Default security is fine, but you are talking about intra-user controls on objects vs using the system's security architecture (as above: Android uses separate users per app instead)
> "Don't you need to write the app with seccomp support? "
No, you don't! This is something done in a config file when spinning up a container and it will work for arbitrary processes within the container. You can basically configure away certain syscalls and so on if you know they aren't/shouldn't be used.
You can even make this part of an app architecture (aka: android app packaging) to standardize the permissions interface. When apps publish a dockerfile, this is what they're doing.
> "How can a user turn that off if they want to debug it? And how would an end user know to do this or even a developer, if your default is to allow ptrace what motivates them to limit ptrace?"
These features exist for packaged apps and limit access from the app's perspective. Other debug enabled processes (aka: my workstation shell) can still call ptrace and attach. It's all part of the security model.
> "I don't think what I am saying is getting across. Preloading and ptrace are low hanging frequently abused things for sure and that's why I mentioned them but my suggestion is to overhaul everything "
I think we might be talking past each other. It's fine to lock down developed applications to limit scope. This is the entire point of containers!
What I'm talking about though is access from already privileged execution units. We don't need to protect chsh from LD_PRELOAD because if it's running setuid then it's already ignoring it, and if it isn't, there's no threat because we already control all the related objects.
> "what is bad is your assumption that defaults should be insecure "
My suggestions are secure, and in fact are how android, osx, etc currently operate! I have a shell on an android right now. The browser is running as a separate user in a locked down environment. The entirety of /bin/ is not and I'm allowed to play with the linker parameters in development -- but not from within a production app.
I think we agree that locking down a production app is reasonable.
I think where we're getting off the rails is regarding features for a developer who wants to work on their own system -- like LD_PRELOAD. I'm sure you agree that a developer workstation should support this, right? Or an android with developer mode enabled? Etc? Because it does work that way on these modern platforms.
> "Lastly, this has to be the longest HN thread I've replied to.
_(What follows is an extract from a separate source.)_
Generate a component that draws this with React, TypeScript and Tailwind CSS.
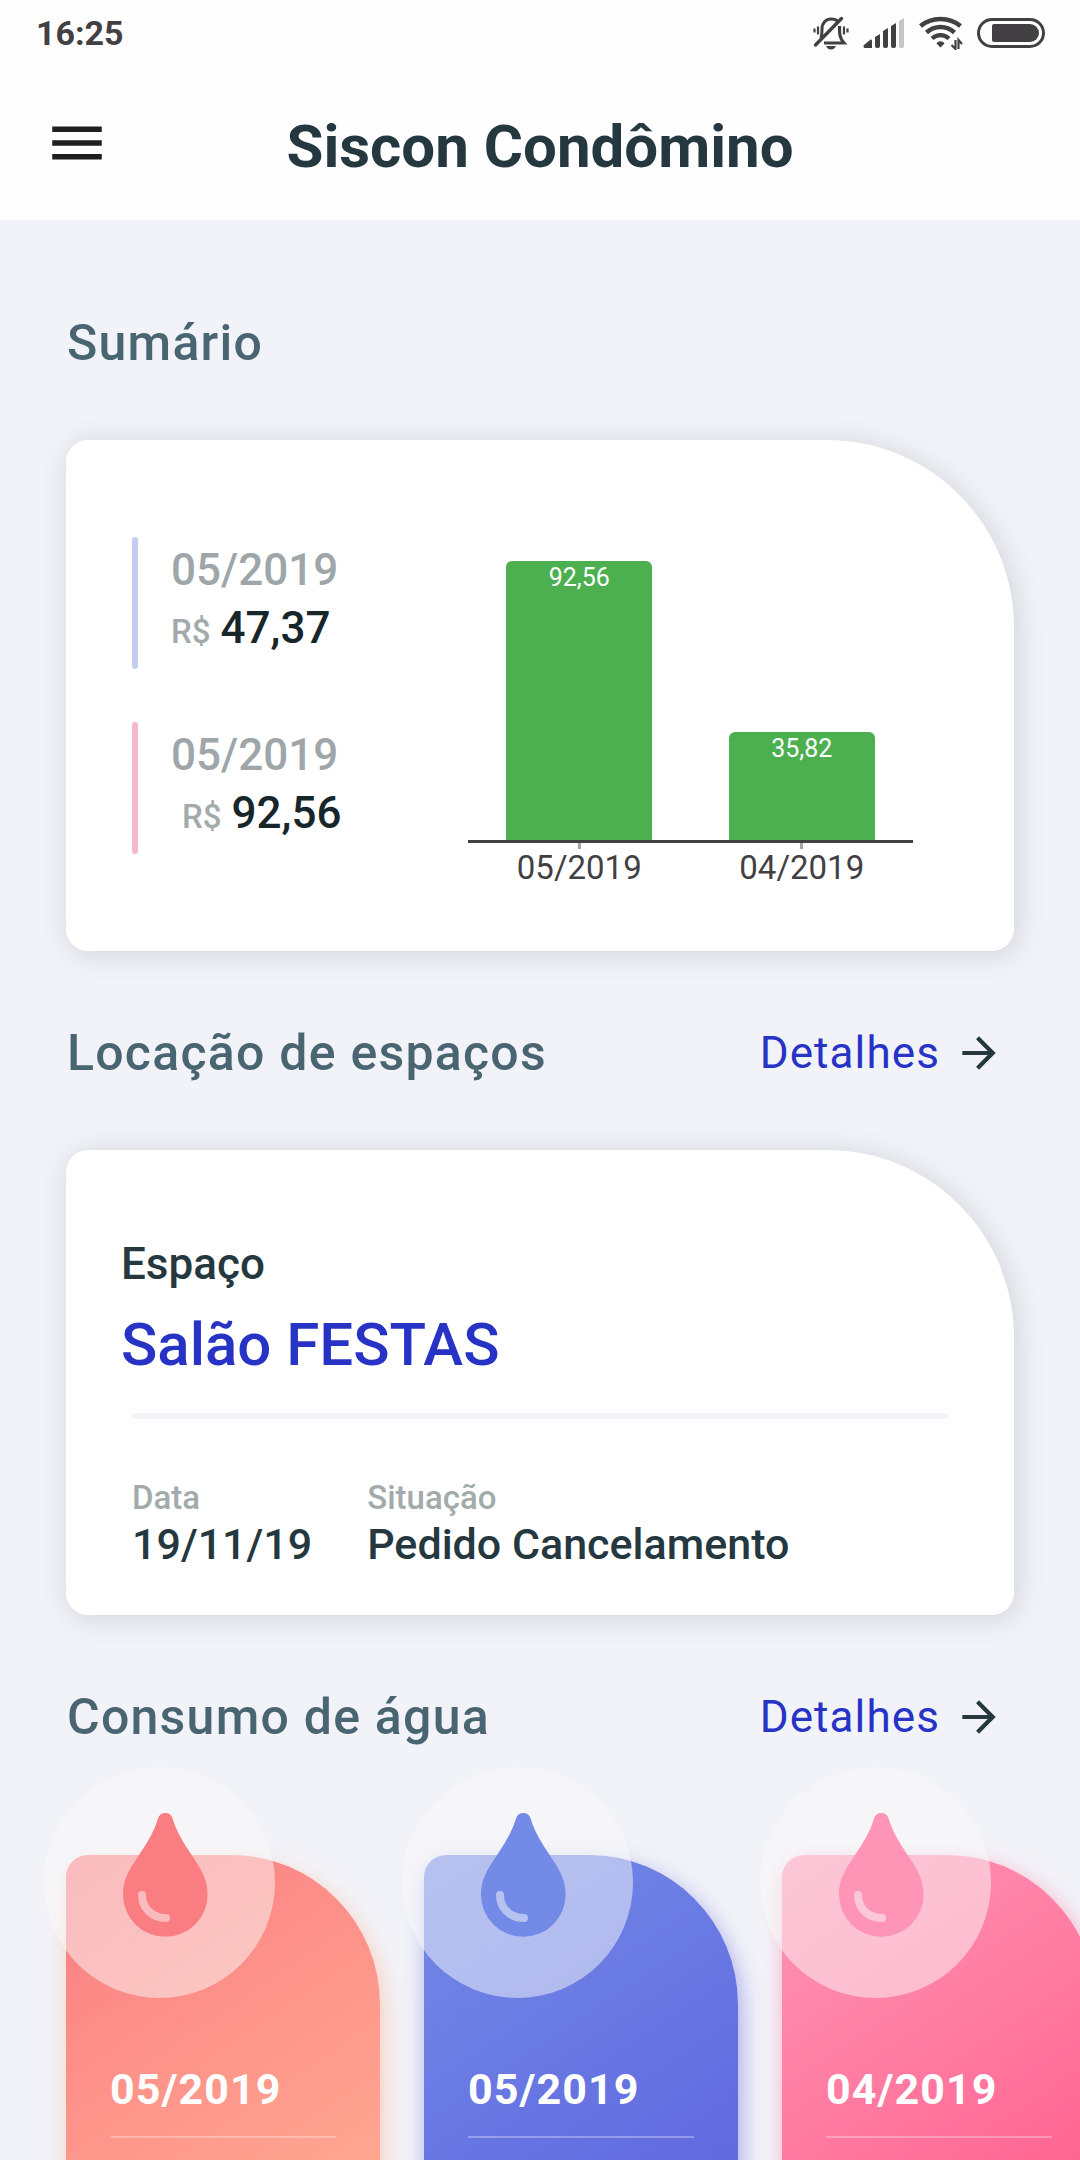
import { MdArrowForward, MdMenu } from 'react-icons/md';

interface Bill {
  month: string;
  value: number;
}

const bills: Bill[] = [
  { month: '05/2019', value: 92.56 },
  { month: '04/2019', value: 35.82 },
];

const waterCards = [
  {
    id: 1,
    month: '05/2019',
    card: 'bg-linear-146 from-[#fa7d82] to-[#ffb295] shadow-[3px_8px_22px_#ffb29599]',
    drop: 'text-[#fa7d82]',
  },
  {
    id: 2,
    month: '05/2019',
    card: 'bg-linear-146 from-[#738ae6] to-[#5c5edd] shadow-[3px_8px_22px_#5c5edd80]',
    drop: 'text-[#738ae6]',
  },
  {
    id: 3,
    month: '04/2019',
    card: 'bg-linear-146 from-[#fe95b6] to-[#ff5287] shadow-[3px_8px_22px_#ff528780]',
    drop: 'text-[#fe95b6]',
  },
];

const formatValue = (value: number) => value.toFixed(2).replace('.', ',');

const StatusBar = () => (
  <div className="flex h-[74px] items-center justify-between pr-[35px] pb-2 pl-9 text-[#434043]">
    <span className="text-[34px] leading-10 font-bold">16:25</span>
    <div className="flex items-center gap-[14px]">
      {/* Muted bell */}
      <svg className="h-9 w-[36px]" viewBox="0 0 36 36" fill="none" stroke="currentColor">
        <path d="M8 23c1-3 1-5 1-9 0-6 4-10 9-10 3 0 6 1 8 3.500" strokeWidth="3" />
        <path d="M26.500 11c0 8 0 12 4.500 17H11" strokeWidth="3.200" />
        <path d="M2.500 30L28.500 3.500" strokeWidth="3.400" strokeLinecap="round" />
        <path d="M13 31h10c-1 2.500-3 3.500-5 3.500s-4-1-5-3.500z" fill="currentColor" stroke="none" />
        <path d="M5 11.500v8M1.500 13.500v4M31 11.500v8M34.500 13.500v4" strokeWidth="2.200" />
      </svg>
      {/* Signal */}
      <svg className="h-8 w-[42px]" viewBox="0 0 42 32" fill="currentColor">
        <path d="M1 28l6-5c1-1 2 0 2 1v7H2c-1.500 0-2-2-1-3z" />
        <path d="M12 20l5-3v12a2 2 0 0 1-2 2h-1a2 2 0 0 1-2-2z" />
        <path d="M20 14l5-3v18a2 2 0 0 1-2 2h-1a2 2 0 0 1-2-2z" />
        <path d="M28 9l5-3v23a2 2 0 0 1-2 2h-1a2 2 0 0 1-2-2z" />
        <path d="M36 4l5-3v28a2 2 0 0 1-2 2h-1a2 2 0 0 1-2-2z" fill="#c6c4c6" />
      </svg>
      {/* Wifi with traffic arrows */}
      <svg className="h-[34px] w-[44px]" viewBox="0 0 44 34" fill="none" stroke="currentColor">
        <path d="M1.500 10c11-9.500 29-9.500 40 0" strokeWidth="4.500" />
        <path d="M7.500 16.500c8-7.500 20-7.500 28 0" strokeWidth="4.500" />
        <path d="M13 22.500c5-4.500 12-4.500 17 0" strokeWidth="4.200" />
        <path d="M17.500 27.500c2-3 6-3 8 0L21.500 31.500z" fill="currentColor" stroke="none" />
        <path d="M36.500 24v9l-4-4M39.500 33v-9l3.500 4" strokeWidth="2.200" />
      </svg>
      {/* Battery */}
      <svg className="h-[30px] w-[68px]" viewBox="0 0 68 30">
        <rect x="1.500" y="1.500" width="65" height="27" rx="13.500" fill="none" stroke="currentColor" strokeWidth="3" />
        <path d="M17 6h36a9 9 0 0 1 0 18H17a2 2 0 0 1-2-2V8a2 2 0 0 1 2-2z" fill="currentColor" />
      </svg>
    </div>
  </div>
);

const Header = () => (
  <header className="bg-[#fefefe]">
    <StatusBar />
    <div className="grid h-[146px] grid-cols-[1fr_auto_1fr] items-center px-11">
      <button type="button" aria-label="Menu" className="w-[66px] pb-2 text-[#1f1e20]">
        <MdMenu className="h-[66px] w-[66px]" />
      </button>
      <h1 className="text-[60px] leading-[72px] font-bold text-[#253840]">Siscon Condômino</h1>
    </div>
  </header>
);

const SectionTitle = ({ title, link }: { title: string; link?: boolean }) => (
  <div className="flex h-[66px] items-center justify-between pr-2.5 pl-px">
    <h2 className="text-[50px] leading-[66px] font-medium tracking-wide text-[#4a6572]">{title}</h2>
    {link && (
      <a href="#detalhes" className="flex items-center gap-3.5 text-[44px] leading-[58px] tracking-wide text-[#2633c5]">
        Detalhes
        <MdArrowForward className="h-[50px] w-[50px] text-[#253840]" />
      </a>
    )}
  </div>
);

const SummaryItem = ({ month, value, line, indent }: Bill & { line: string; indent?: string }) => (
  <div className="flex h-[132px] gap-[33px]">
    <div className={`w-[6px] rounded-sm ${line}`}></div>
    <div className="pt-1 text-[44px] leading-[58px] font-medium">
      <p className="text-[#9ea6a9]">{month}</p>
      <p className={`flex items-baseline gap-2.5 text-[#17262a] ${indent ?? ''}`}>
        <span className="text-[33px] text-[#a3aaac]">R$</span>
        {formatValue(value)}
      </p>
    </div>
  </div>
);

const BillsChart = () => {
  const max = Math.max(...bills.map((bill) => bill.value));

  return (
    <div className="flex-1 pt-6">
      <div className="flex h-[282px] border-b-[3px] border-[#434043]">
        {bills.map((bill) => (
          <div key={bill.month} className="flex flex-1 items-end justify-center">
            <div
              className="w-[146px] rounded-t-md bg-[#4caf50] pt-0.5 text-center text-[25px] leading-[30px] text-white"
              style={{ height: `${(bill.value / max) * 100}%` }}
            >
              {formatValue(bill.value)}
            </div>
          </div>
        ))}
      </div>
      <div className="flex">
        {bills.map((bill) => (
          <div key={bill.month} className="flex flex-1 flex-col items-center">
            <div className="h-[6px] w-[3px] bg-[#a5a5a5]"></div>
            <span className="text-[33px] leading-[38px] text-[#434043]">{bill.month}</span>
          </div>
        ))}
      </div>
    </div>
  );
};

const SummaryCard = () => (
  <div className="flex rounded-[22px] rounded-tr-[187px] bg-white pt-[97px] pr-[101px] pb-16 pl-[66px] shadow-[3px_3px_28px_#3a516033]">
    <div className="flex w-[336px] flex-col gap-[53px]">
      <SummaryItem month="05/2019" value={47.37} line="bg-[#c3cdf0]" />
      <SummaryItem month="05/2019" value={92.56} line="bg-[#f5b8ce]" indent="pl-[11px]" />
    </div>
    <BillsChart />
  </div>
);

const SpaceCard = () => (
  <div className="rounded-[22px] rounded-tr-[187px] bg-white pt-[85px] pr-[66px] pb-11 pl-[55px] font-medium text-[#253840] shadow-[3px_3px_28px_#3a516033]">
    <p className="text-[44px] leading-[58px]">Espaço</p>
    <p className="mt-3 text-[60px] leading-[80px] text-[#2633c5]">Salão FESTAS</p>
    <div className="mt-7 ml-[11px] h-[6px] rounded-sm bg-[#f2f3f6]"></div>
    <dl className="mt-[60px] ml-[11px] flex gap-[55px]">
      <div>
        <dt className="text-[33px] leading-[38px] text-[#a3aaac]">Data</dt>
        <dd className="text-[43px] leading-[54px]">19/11/19</dd>
      </div>
      <div>
        <dt className="text-[33px] leading-[38px] text-[#a3aaac]">Situação</dt>
        <dd className="text-[43px] leading-[54px]">Pedido Cancelamento</dd>
      </div>
    </dl>
  </div>
);

const WaterDrop = ({ className }: { className: string }) => (
  <svg className={`absolute -top-[88px] -left-[22px] h-[231px] w-[231px] ${className}`} viewBox="0 0 231 231">
    <circle cx="115.500" cy="115.500" r="115.500" fill="#fafafa" fillOpacity="0.5" />
    <path
      d="M121.300 46C117.500 46 115 48 114 51.500C110 65 103 76 93 91C85 103 79 113 79 127.500a42.300 42.300 0 0 0 84.600 0C163.600 113 157.600 103 149.600 91C139.600 76 132.600 65 128.600 51.500C127.600 48 125.100 46 121.300 46z"
      fill="currentColor"
    />
    <path
      d="M98 128C98 141 108 151 122 151"
      fill="none"
      stroke="#fafafa"
      strokeOpacity="0.5"
      strokeWidth="8"
      strokeLinecap="round"
    />
  </svg>
);

const App = () => {
  return (
    <div className="flex h-screen flex-col overflow-hidden bg-[#f2f3f8] font-['Roboto',sans-serif]">
      <Header />
      <main className="flex-1 overflow-y-auto pt-[90px] [scrollbar-width:none]">
        <section className="px-[66px]">
          <SectionTitle title="Sumário" />
          <div className="pt-16 pb-[69px]">
            <SummaryCard />
          </div>
        </section>

        <section className="px-[66px]">
          <SectionTitle title="Locação de espaços" link />
          <div className="pt-16 pb-[69px]">
            <SpaceCard />
          </div>
        </section>

        <section>
          <div className="px-[66px]">
            <SectionTitle title="Consumo de água" link />
          </div>
          <ul className="flex gap-11 overflow-x-auto px-[66px] pt-[105px] pb-11 [scrollbar-width:none]">
            {waterCards.map((item) => (
              <li
                key={item.id}
                className={`relative h-[462px] w-[314px] shrink-0 rounded-[22px] rounded-tr-[149px] px-11 pt-[205px] ${item.card}`}
              >
                <WaterDrop className={item.drop} />
                <p className="text-[43px] leading-[58px] font-bold tracking-wide text-white">{item.month}</p>
                <div className="mt-[18px] h-[2px] bg-white/30"></div>
              </li>
            ))}
          </ul>
        </section>
      </main>
    </div>
  );
};

export default App;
You do have solid arguments, I only wish we could have this discourse in a more suitable place. "
Aren't you re-inventing the SAML / OAuth wheel here? After all, running authentication as a service is precisely what an IDP does.
But interesting option to bundle a micro IDP with the OS. Probably would make a lot of security sense and every app using it would automatically work with a real IDP easily.
I suppose it's sort of described by 'good opportunity for updating the API' - but my #1 reason would be 'you (need to) know systemd config anyway, so lets use it instead of a different thing'.
I'm not the one doing any forcing, I use Arch (btw) which yes does somewhat default to/most people use systemd, and I happen to like it, but you don't have to.
I'm not saying PAM should disappear entirely and nobody should be allowed to use it, I'm saying as someone who happily uses systemd I wouldn't mind/would quite like similar functionality to be part of systemd, and I could stop using PAM.
But if you feel you're forced to use systemd I'm not even saying you should have to use this hypothetical part of it - just like boot, networkd, homed, etc. don't have to be used just because you're using systemd at all.
I don't even hate systemd but like it, will distro maintainers opt to support "systemd pam" alongside old pam or will they discard it? I use systemd more than when I don't but only because it was forced. I can't use devuan and gentoo everywhere. That's why I prefer fixing/updating pam with a backward compatible replacement so maintenance burden is minimized and everyone is happy.
The problem is, lennart and the systemd folks are not happy with systemd being popular, they want to decimate any competition.
I think their point is that if it's in the default configuration of Ubuntu or red hat, it's "shoved down their throat" because it is on by default and they assume they are made to care about it.
No, if it is the only option on every mainstream distro and if I have to keep switching distros because they cave in to the bullshit that I cann "shoved down my throat"
Actually the replacement for PAM is just ... regular software modules. "Implementing in systemd" would simply be making it non-modular. I'll explain:
The P in PAM stands for pluggable - as in, you can change the authentication modules your software is using without recompiling. You can configure sudo to authenticate against ssh_agent, against kerberos, against LDAP, and if systemd had an auth system it could talk to it too. You can also read and write passwords directly from the terminal, if one exists.
To "reimplement in systemd" would simply be to junk the Pluggable and Modularity aspects. You're left with a non-pluggable, single-use client library that talks to systemd. The interface would necessarily be limited, which has both good and bad aspects.
It would also always be possible to write a PAM plugin to talk to the same mechanism, but in a pluggable and modular fashion!
Anyway, this has been done a number of times already, such as with sssd. There of course isn't any need to make it part of systemd directly.
Actually, the Windows LSA architecture - where both verification of initial credentials (PAM) as well as network authentication (GSS) are remoted via IPC to a daemon - has a lot of nice properties. I believe sssd does something similar on Red Hat Linux.
While it is technically the obvious way to go, I just can't wait for the first time the systemd-pamd decides that no, it is working on the correct way, and every linux user that decided to upgrade to the last release-marked version should have ported all of their userland first to deal with the non-communicated change, not being able to log on their machines is their fault.
The openbsd auth system is interesting, I don't know if it is any safer than pam(it probably isn't) however because it operates across process boundaries instead of trying to dlopen everything in the same process it feels more human scale, that is, you feel you can actually debug and modify it without a Phd.
There's a trend that writing is for readers, rather than dictated by company PR. If you are writing for readers, then follow the usual rules for proper nouns where the word is a not-really-initialism which was never meant to be read as its individual letters. PAM™ was always Pam, not P.A.M.
That seems to be a bug with ethical ads. I've already escalated to upstream. Sorry about that! I literally didn't know that was a problem until yesterday. It worked before, something must have changed on their end.